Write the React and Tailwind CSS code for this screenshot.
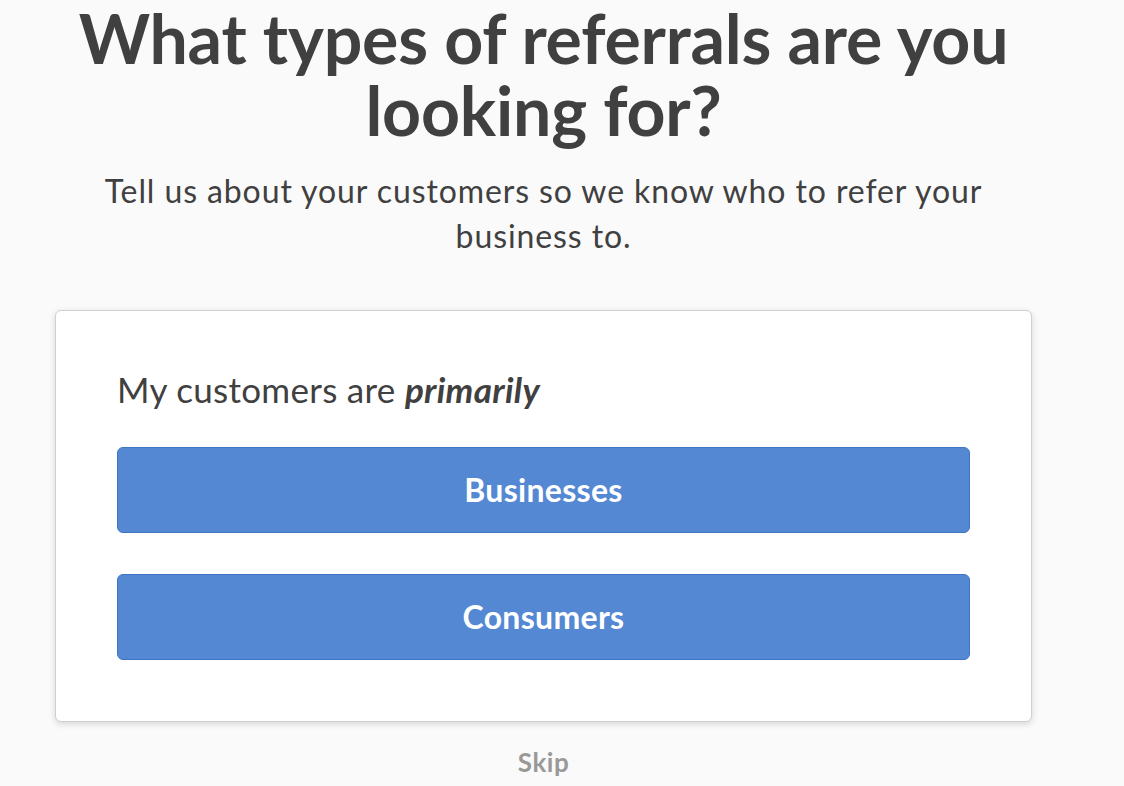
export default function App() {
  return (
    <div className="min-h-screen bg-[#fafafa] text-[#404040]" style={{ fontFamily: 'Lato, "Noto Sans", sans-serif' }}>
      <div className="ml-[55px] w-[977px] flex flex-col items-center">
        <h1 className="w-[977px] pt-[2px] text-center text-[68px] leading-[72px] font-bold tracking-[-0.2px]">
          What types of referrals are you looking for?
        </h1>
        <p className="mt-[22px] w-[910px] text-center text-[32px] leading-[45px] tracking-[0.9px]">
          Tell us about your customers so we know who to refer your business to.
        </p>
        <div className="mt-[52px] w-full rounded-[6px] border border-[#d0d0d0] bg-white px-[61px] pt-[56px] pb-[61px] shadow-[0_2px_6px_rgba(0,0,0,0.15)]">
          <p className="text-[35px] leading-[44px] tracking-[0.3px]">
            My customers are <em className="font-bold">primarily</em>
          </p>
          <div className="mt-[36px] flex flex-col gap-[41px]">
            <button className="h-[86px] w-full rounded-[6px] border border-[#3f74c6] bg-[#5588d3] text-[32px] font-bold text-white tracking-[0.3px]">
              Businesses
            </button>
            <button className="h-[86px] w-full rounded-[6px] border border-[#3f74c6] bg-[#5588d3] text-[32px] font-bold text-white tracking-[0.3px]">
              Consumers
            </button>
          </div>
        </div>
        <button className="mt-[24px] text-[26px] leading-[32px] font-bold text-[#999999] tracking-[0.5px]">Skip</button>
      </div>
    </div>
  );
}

Your goal: Every line is to be duplicated exactly, though pictures stay out.

Reply:
Write the React and Tailwind CSS code for this screenshot.
export default function App() {
  return (
    <div className="min-h-screen bg-[#fafafa] text-[#404040]" style={{ fontFamily: 'Lato, "Noto Sans", sans-serif' }}>
      <div className="ml-[55px] w-[977px] flex flex-col items-center">
        <h1 className="w-[977px] pt-[2px] text-center text-[68px] leading-[72px] font-bold tracking-[-0.2px]">
          What types of referrals are you looking for?
        </h1>
        <p className="mt-[22px] w-[910px] text-center text-[32px] leading-[45px] tracking-[0.9px]">
          Tell us about your customers so we know who to refer your business to.
        </p>
        <div className="mt-[52px] w-full rounded-[6px] border border-[#d0d0d0] bg-white px-[61px] pt-[56px] pb-[61px] shadow-[0_2px_6px_rgba(0,0,0,0.15)]">
          <p className="text-[35px] leading-[44px] tracking-[0.3px]">
            My customers are <em className="font-bold">primarily</em>
          </p>
          <div className="mt-[36px] flex flex-col gap-[41px]">
            <button className="h-[86px] w-full rounded-[6px] border border-[#3f74c6] bg-[#5588d3] text-[32px] font-bold text-white tracking-[0.3px]">
              Businesses
            </button>
            <button className="h-[86px] w-full rounded-[6px] border border-[#3f74c6] bg-[#5588d3] text-[32px] font-bold text-white tracking-[0.3px]">
              Consumers
            </button>
          </div>
        </div>
        <button className="mt-[24px] text-[26px] leading-[32px] font-bold text-[#999999] tracking-[0.5px]">Skip</button>
      </div>
    </div>
  );
}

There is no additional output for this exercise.